**PROBLEM DESCRIPTION:** Below is a block of records. Copy every line in it that contains the word "with".

= = = = =

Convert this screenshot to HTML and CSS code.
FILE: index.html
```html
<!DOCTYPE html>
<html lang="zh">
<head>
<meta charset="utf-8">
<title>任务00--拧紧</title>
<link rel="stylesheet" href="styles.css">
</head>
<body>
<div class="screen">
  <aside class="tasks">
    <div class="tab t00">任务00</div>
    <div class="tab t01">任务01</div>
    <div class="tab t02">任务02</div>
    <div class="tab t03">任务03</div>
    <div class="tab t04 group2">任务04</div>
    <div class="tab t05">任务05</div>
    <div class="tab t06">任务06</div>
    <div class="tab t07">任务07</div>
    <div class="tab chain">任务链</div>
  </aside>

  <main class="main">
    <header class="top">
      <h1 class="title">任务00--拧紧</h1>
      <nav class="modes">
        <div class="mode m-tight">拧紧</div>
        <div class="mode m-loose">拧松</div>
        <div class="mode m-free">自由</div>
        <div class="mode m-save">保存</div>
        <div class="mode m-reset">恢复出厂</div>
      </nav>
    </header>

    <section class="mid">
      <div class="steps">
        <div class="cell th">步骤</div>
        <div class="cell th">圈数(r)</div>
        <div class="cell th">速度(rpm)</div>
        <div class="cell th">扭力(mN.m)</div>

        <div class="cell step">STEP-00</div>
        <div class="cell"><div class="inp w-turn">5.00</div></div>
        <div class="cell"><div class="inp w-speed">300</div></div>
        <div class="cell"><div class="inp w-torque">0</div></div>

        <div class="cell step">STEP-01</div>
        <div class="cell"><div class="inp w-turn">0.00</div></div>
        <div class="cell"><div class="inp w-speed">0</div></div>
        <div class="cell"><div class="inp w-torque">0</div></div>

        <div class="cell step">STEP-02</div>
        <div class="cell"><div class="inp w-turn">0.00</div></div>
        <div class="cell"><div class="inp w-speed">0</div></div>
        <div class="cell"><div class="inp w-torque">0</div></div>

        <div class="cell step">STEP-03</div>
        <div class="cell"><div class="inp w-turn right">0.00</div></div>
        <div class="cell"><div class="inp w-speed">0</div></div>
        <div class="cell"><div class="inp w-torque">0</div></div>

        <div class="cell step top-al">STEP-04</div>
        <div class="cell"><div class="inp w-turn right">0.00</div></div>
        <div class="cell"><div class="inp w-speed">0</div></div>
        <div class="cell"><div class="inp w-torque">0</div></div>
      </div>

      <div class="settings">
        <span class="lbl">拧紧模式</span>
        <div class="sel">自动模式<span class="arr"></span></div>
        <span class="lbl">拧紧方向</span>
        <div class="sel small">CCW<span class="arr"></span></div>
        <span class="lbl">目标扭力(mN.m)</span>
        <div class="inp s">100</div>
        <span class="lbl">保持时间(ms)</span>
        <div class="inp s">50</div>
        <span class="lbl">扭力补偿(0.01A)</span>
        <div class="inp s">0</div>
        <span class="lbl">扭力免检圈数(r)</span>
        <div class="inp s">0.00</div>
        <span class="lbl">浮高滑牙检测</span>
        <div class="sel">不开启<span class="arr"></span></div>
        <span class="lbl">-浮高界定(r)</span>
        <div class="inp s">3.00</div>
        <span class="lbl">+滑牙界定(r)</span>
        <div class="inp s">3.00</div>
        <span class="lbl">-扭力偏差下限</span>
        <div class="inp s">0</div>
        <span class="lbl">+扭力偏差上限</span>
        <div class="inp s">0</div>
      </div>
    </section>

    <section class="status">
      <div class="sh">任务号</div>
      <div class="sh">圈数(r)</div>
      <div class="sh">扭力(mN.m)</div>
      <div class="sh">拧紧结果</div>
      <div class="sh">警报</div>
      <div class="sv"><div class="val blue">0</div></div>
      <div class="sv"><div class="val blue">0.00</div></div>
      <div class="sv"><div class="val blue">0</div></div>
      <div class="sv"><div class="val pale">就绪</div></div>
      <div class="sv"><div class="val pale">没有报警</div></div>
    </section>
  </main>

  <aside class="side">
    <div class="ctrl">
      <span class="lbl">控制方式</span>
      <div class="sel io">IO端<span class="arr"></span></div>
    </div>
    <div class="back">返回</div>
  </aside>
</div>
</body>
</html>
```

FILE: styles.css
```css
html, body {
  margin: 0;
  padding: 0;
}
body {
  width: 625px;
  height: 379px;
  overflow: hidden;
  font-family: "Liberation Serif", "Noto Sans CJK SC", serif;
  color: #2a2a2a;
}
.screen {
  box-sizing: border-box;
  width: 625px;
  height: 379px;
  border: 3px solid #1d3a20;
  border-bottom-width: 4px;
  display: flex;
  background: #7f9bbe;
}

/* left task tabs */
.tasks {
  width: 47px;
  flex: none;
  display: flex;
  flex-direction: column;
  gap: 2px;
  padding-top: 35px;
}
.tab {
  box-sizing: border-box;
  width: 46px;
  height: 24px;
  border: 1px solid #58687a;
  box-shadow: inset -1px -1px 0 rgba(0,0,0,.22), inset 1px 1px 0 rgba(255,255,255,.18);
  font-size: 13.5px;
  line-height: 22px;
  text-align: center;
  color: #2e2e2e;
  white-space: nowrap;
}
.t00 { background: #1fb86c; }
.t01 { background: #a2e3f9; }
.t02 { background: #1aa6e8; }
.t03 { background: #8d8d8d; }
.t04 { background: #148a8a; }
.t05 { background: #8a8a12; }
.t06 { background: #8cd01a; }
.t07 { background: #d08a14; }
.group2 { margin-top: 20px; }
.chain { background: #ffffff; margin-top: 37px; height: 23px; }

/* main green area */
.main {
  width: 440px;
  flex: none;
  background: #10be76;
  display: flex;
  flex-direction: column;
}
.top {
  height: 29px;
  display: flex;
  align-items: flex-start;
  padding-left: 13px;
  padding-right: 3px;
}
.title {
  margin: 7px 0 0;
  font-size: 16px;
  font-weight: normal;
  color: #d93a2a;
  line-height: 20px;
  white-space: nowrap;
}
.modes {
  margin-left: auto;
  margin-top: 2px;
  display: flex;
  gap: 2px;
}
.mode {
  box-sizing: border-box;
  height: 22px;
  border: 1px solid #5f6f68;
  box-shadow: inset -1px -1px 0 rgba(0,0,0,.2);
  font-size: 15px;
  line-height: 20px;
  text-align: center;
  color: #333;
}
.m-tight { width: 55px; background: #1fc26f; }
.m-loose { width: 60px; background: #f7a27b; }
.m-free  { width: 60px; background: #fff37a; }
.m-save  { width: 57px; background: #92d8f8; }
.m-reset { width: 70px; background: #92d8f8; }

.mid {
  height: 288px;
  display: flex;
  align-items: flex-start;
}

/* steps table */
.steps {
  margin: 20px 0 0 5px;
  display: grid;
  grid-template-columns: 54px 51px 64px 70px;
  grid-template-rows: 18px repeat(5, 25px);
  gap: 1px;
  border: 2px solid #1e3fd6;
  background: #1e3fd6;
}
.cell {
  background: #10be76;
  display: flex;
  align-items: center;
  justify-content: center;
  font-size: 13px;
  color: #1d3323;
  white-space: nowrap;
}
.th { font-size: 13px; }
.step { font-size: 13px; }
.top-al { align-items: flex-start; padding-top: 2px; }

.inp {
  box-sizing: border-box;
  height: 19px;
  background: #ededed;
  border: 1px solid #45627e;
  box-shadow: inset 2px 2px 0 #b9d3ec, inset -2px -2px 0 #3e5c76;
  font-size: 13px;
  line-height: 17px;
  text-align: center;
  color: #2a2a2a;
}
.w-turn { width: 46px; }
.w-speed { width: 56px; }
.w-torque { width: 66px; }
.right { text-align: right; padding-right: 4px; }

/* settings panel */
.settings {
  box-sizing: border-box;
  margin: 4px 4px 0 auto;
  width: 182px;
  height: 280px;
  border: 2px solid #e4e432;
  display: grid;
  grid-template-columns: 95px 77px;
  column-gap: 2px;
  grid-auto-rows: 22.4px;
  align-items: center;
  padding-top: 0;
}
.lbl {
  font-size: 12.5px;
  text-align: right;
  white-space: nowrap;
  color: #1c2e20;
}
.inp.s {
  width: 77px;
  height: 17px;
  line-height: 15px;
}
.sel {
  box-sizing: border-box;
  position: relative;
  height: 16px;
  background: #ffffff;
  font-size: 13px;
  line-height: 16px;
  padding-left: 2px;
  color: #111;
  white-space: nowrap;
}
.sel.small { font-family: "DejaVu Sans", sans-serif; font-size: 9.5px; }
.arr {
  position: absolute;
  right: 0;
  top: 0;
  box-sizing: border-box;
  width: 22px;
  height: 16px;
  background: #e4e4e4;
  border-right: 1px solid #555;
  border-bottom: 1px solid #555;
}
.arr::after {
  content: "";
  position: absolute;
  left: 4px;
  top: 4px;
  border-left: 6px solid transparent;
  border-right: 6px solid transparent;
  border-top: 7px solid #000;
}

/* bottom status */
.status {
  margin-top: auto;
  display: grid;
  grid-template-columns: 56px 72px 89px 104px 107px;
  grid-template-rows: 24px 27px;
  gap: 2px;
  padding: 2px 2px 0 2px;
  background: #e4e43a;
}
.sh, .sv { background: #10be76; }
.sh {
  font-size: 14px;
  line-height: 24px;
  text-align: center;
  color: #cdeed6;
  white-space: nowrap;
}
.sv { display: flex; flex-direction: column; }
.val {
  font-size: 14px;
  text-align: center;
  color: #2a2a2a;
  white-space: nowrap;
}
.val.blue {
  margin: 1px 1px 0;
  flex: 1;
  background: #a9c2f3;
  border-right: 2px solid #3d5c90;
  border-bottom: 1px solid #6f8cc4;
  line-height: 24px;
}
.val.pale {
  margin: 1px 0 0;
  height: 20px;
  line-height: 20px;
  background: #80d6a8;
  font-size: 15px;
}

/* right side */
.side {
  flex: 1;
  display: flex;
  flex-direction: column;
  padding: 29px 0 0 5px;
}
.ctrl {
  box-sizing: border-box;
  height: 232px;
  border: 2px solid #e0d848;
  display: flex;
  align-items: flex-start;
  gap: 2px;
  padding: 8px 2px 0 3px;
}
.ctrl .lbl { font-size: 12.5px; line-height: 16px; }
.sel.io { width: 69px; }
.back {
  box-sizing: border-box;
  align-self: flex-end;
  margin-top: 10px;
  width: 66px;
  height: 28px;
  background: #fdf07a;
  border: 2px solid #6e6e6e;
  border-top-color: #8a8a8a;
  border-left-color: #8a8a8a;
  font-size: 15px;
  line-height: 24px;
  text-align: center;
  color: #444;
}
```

= = = = =

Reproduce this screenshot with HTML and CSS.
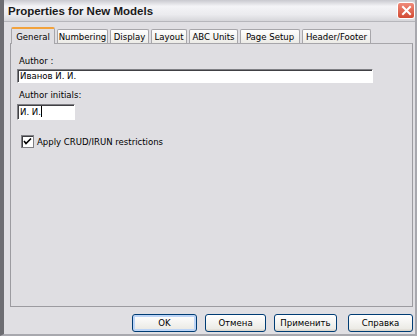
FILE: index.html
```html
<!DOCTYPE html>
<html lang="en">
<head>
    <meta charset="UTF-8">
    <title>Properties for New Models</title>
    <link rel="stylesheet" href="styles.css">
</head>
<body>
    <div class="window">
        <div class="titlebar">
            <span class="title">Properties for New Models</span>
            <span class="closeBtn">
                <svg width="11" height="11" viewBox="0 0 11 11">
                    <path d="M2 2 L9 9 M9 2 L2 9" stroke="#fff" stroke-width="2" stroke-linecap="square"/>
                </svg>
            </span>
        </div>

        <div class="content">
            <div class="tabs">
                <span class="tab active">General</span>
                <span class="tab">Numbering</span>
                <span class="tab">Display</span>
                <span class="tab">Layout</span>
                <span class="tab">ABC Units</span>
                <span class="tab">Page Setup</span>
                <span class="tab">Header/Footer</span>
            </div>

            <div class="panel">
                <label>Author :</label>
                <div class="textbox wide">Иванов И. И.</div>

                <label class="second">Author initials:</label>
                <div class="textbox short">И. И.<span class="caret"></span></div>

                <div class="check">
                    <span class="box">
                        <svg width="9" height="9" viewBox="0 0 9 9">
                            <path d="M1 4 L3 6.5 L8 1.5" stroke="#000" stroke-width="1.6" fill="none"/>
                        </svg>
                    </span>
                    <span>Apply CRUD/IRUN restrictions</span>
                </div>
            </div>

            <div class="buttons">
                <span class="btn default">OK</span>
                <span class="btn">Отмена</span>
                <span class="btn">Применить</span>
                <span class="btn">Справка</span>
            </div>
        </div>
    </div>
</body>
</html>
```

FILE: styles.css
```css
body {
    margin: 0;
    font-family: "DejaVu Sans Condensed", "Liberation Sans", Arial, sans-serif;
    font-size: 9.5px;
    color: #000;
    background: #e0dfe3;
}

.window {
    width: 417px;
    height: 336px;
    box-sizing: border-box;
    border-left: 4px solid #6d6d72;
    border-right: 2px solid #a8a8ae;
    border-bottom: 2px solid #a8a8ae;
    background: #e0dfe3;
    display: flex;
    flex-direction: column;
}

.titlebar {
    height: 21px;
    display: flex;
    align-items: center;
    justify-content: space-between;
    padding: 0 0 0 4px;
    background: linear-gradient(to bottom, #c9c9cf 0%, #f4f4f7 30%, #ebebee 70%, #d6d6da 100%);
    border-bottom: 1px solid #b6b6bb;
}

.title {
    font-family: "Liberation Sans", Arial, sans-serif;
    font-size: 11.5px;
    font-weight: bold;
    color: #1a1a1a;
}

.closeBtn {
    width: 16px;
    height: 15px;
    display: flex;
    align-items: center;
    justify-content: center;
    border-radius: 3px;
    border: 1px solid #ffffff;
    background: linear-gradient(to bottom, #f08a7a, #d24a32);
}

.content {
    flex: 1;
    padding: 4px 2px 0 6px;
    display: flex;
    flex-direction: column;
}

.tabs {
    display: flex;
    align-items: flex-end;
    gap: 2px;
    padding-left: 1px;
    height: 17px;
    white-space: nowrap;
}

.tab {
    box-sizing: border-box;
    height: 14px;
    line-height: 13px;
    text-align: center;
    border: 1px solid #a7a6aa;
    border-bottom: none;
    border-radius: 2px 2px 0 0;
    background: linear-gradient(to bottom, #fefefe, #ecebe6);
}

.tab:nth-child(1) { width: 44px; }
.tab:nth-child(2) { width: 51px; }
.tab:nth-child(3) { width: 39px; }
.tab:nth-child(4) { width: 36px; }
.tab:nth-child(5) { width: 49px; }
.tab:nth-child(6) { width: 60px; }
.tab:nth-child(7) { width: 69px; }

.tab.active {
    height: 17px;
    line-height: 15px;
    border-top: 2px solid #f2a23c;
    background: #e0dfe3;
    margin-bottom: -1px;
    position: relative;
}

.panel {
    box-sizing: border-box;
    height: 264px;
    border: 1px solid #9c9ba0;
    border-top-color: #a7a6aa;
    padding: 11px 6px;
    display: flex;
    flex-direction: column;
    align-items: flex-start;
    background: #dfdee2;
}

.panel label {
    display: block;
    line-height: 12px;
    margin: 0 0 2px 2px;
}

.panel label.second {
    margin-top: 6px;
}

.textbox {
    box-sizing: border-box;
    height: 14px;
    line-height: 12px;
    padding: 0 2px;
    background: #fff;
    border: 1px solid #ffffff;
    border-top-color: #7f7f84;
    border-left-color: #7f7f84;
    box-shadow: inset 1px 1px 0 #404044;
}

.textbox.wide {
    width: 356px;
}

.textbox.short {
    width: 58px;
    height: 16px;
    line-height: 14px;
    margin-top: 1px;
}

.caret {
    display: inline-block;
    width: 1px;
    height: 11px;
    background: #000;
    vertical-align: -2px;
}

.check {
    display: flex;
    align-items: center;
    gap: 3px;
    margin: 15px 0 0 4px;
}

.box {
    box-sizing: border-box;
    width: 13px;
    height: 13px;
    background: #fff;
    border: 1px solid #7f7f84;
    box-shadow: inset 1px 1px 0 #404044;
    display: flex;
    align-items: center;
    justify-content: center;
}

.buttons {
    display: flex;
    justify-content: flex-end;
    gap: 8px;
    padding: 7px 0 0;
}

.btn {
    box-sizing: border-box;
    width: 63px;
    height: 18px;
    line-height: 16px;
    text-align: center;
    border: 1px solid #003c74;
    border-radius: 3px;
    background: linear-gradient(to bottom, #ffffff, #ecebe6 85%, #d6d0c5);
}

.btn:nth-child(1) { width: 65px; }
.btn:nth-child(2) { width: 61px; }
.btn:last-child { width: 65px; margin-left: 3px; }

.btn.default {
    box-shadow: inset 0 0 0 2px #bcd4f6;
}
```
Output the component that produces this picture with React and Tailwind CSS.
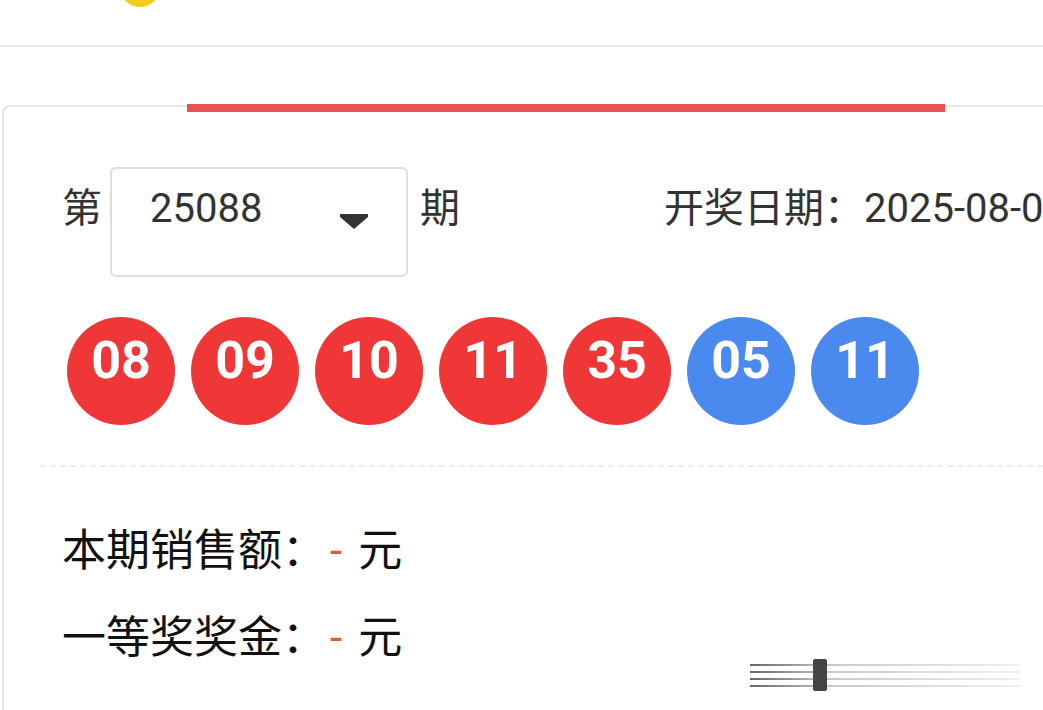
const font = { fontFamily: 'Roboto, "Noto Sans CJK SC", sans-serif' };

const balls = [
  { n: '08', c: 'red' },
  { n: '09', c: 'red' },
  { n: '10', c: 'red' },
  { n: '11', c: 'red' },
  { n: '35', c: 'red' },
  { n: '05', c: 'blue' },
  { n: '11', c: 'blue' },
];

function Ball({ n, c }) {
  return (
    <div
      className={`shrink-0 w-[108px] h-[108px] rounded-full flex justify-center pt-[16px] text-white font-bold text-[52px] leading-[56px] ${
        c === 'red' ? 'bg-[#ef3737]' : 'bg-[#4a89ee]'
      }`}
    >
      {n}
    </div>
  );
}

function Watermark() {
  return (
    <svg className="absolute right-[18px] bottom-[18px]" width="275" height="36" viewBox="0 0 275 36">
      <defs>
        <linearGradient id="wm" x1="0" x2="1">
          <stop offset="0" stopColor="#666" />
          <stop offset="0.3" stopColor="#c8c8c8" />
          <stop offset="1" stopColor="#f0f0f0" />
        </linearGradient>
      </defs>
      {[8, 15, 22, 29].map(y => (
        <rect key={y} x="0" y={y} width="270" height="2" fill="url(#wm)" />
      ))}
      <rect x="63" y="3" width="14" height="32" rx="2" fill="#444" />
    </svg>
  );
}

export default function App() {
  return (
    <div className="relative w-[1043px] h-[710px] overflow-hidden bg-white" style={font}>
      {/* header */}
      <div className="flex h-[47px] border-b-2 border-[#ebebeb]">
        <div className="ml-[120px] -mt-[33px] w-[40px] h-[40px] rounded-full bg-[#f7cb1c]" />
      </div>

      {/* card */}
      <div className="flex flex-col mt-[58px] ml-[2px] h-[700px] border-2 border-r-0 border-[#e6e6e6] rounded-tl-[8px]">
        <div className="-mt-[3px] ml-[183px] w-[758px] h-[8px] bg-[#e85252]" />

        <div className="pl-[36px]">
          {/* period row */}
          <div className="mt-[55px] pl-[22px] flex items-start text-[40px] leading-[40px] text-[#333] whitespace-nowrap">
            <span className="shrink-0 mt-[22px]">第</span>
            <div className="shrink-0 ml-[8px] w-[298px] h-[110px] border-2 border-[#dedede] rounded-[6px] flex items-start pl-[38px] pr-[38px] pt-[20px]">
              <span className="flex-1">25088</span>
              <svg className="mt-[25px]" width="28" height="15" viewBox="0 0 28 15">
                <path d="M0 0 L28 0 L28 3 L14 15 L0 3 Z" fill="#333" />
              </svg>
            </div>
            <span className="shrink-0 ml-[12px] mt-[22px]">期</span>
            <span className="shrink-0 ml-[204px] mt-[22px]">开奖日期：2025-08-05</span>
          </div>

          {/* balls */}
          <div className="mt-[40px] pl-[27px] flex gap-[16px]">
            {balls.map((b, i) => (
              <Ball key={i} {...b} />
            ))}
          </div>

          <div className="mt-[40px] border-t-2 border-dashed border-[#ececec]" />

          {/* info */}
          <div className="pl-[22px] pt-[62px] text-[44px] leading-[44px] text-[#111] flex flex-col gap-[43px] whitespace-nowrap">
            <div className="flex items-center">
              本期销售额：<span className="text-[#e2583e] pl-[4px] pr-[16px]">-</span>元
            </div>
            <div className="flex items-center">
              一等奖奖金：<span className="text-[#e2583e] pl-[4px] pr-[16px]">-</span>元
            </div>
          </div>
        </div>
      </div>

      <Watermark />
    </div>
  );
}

= = = = =

**FULL SOLUTION:**
Reproduce this screenshot with HTML and CSS.
Output the component that produces this picture with React and Tailwind CSS.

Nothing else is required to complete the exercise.